| OBJECTIVE |
Below is some material; set it all down exactly, apart from the pictures.

Front-end source files
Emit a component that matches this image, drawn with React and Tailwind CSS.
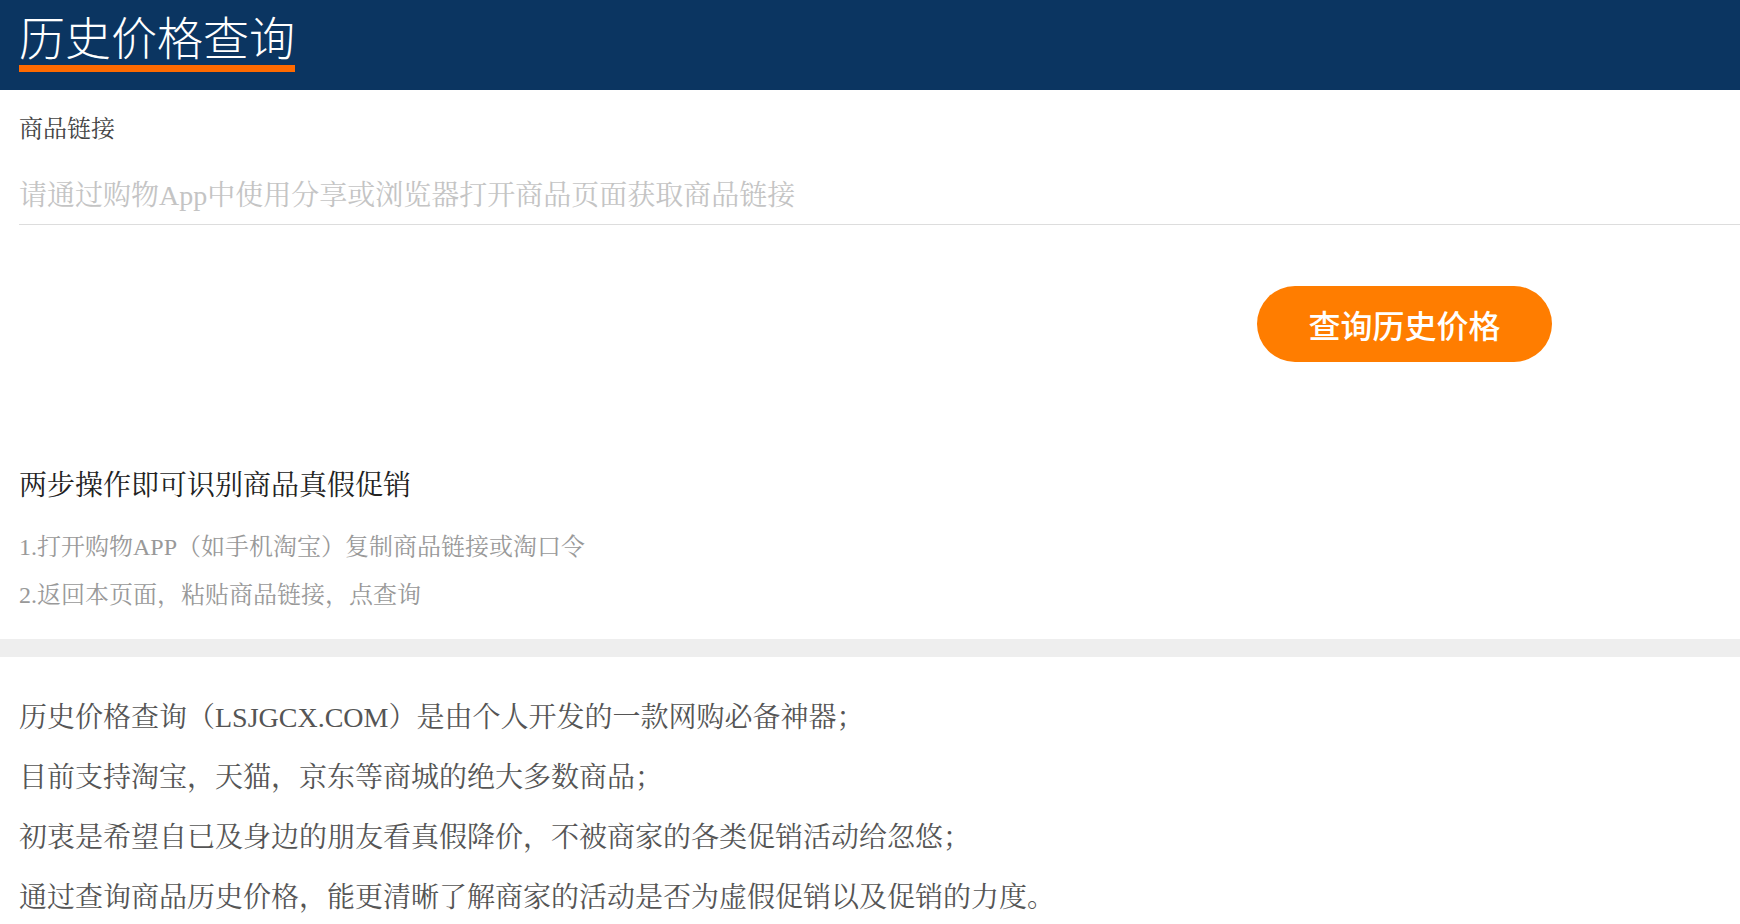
import React from "react";

const serif = {
  fontFamily:
    '"Liberation Serif", "Noto Serif CJK SC", "Noto Sans CJK SC", serif',
};
const sans = {
  fontFamily: '"Noto Sans CJK SC", "Noto Sans", sans-serif',
};

const intro = [
  "历史价格查询（LSJGCX.COM）是由个人开发的一款网购必备神器；",
  "目前支持淘宝，天猫，京东等商城的绝大多数商品；",
  "初衷是希望自已及身边的朋友看真假降价，不被商家的各类促销活动给忽悠；",
  "通过查询商品历史价格，能更清晰了解商家的活动是否为虚假促销以及促销的力度。",
];

export default function App() {
  return (
    <div className="min-h-[924px] w-full bg-white" style={serif}>
      {/* top bar */}
      <header className="h-[90px] bg-[#0b3561] pl-[19px] pt-[12px]">
        <h1
          className="inline-block border-b-[7px] border-[#ff6a00] pb-[7px] text-[46px] font-extralight leading-[46px] text-white"
          style={sans}
        >
          历史价格查询
        </h1>
      </header>

      {/* link form */}
      <section className="pl-[19px] pt-[27px]">
        <label className="block text-[24px] leading-[24px] text-[#444]">
          商品链接
        </label>
        <input
          type="text"
          placeholder="请通过购物App中使用分享或浏览器打开商品页面获取商品链接"
          className="mt-[22px] block h-[62px] w-full border-b border-[#dddddd] bg-transparent pt-[4px] text-[28px] text-[#333] outline-none placeholder:text-[#c4c4c4]"
          style={serif}
        />
        <div className="flex justify-end pr-[188px] pt-[61px]">
          <button
            type="button"
            className="flex h-[76px] w-[295px] items-center justify-center rounded-full bg-[#ff7d00] text-[32px] font-medium text-white"
            style={sans}
          >
            查询历史价格
          </button>
        </div>

        <h2 className="pt-[110px] text-[28px] leading-[28px] text-[#222]">
          两步操作即可识别商品真假促销
        </h2>
        <ol className="mt-[23px] pb-[20px] text-[24px] leading-[48px] text-[#999]">
          <li>1.打开购物APP（如手机淘宝）复制商品链接或淘口令</li>
          <li>2.返回本页面，粘贴商品链接，点查询</li>
        </ol>
      </section>

      <div className="h-[18px] bg-[#eeeeee]" />

      {/* about */}
      <section className="pl-[19px] pt-[31px] text-[28px] leading-[60px] text-[#555]">
        {intro.map((line) => (
          <p key={line}>{line}</p>
        ))}
      </section>
    </div>
  );
}
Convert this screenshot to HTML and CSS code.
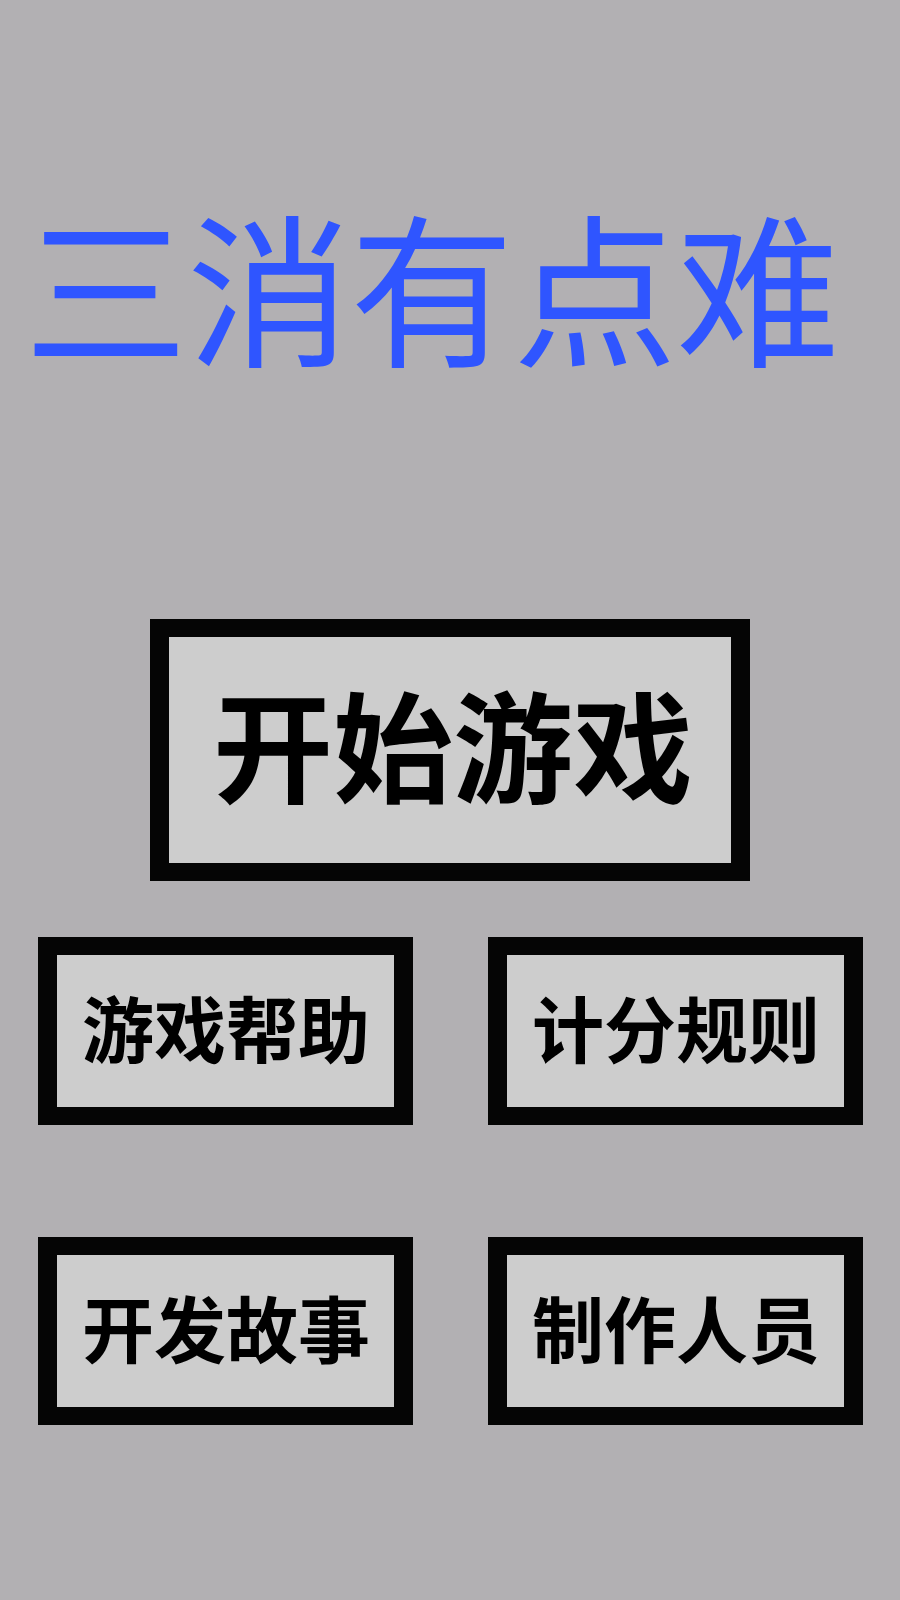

| WRITTEN SOLUTION |
Emit a component that matches this image, drawn with React and Tailwind CSS.
import React from "react";

const serif = {
  fontFamily:
    '"Liberation Serif", "Noto Serif CJK SC", "Noto Sans CJK SC", serif',
};
const sans = {
  fontFamily: '"Noto Sans CJK SC", "Noto Sans", sans-serif',
};

const intro = [
  "历史价格查询（LSJGCX.COM）是由个人开发的一款网购必备神器；",
  "目前支持淘宝，天猫，京东等商城的绝大多数商品；",
  "初衷是希望自已及身边的朋友看真假降价，不被商家的各类促销活动给忽悠；",
  "通过查询商品历史价格，能更清晰了解商家的活动是否为虚假促销以及促销的力度。",
];

export default function App() {
  return (
    <div className="min-h-[924px] w-full bg-white" style={serif}>
      {/* top bar */}
      <header className="h-[90px] bg-[#0b3561] pl-[19px] pt-[12px]">
        <h1
          className="inline-block border-b-[7px] border-[#ff6a00] pb-[7px] text-[46px] font-extralight leading-[46px] text-white"
          style={sans}
        >
          历史价格查询
        </h1>
      </header>

      {/* link form */}
      <section className="pl-[19px] pt-[27px]">
        <label className="block text-[24px] leading-[24px] text-[#444]">
          商品链接
        </label>
        <input
          type="text"
          placeholder="请通过购物App中使用分享或浏览器打开商品页面获取商品链接"
          className="mt-[22px] block h-[62px] w-full border-b border-[#dddddd] bg-transparent pt-[4px] text-[28px] text-[#333] outline-none placeholder:text-[#c4c4c4]"
          style={serif}
        />
        <div className="flex justify-end pr-[188px] pt-[61px]">
          <button
            type="button"
            className="flex h-[76px] w-[295px] items-center justify-center rounded-full bg-[#ff7d00] text-[32px] font-medium text-white"
            style={sans}
          >
            查询历史价格
          </button>
        </div>

        <h2 className="pt-[110px] text-[28px] leading-[28px] text-[#222]">
          两步操作即可识别商品真假促销
        </h2>
        <ol className="mt-[23px] pb-[20px] text-[24px] leading-[48px] text-[#999]">
          <li>1.打开购物APP（如手机淘宝）复制商品链接或淘口令</li>
          <li>2.返回本页面，粘贴商品链接，点查询</li>
        </ol>
      </section>

      <div className="h-[18px] bg-[#eeeeee]" />

      {/* about */}
      <section className="pl-[19px] pt-[31px] text-[28px] leading-[60px] text-[#555]">
        {intro.map((line) => (
          <p key={line}>{line}</p>
        ))}
      </section>
    </div>
  );
}
Convert this screenshot to HTML and CSS code.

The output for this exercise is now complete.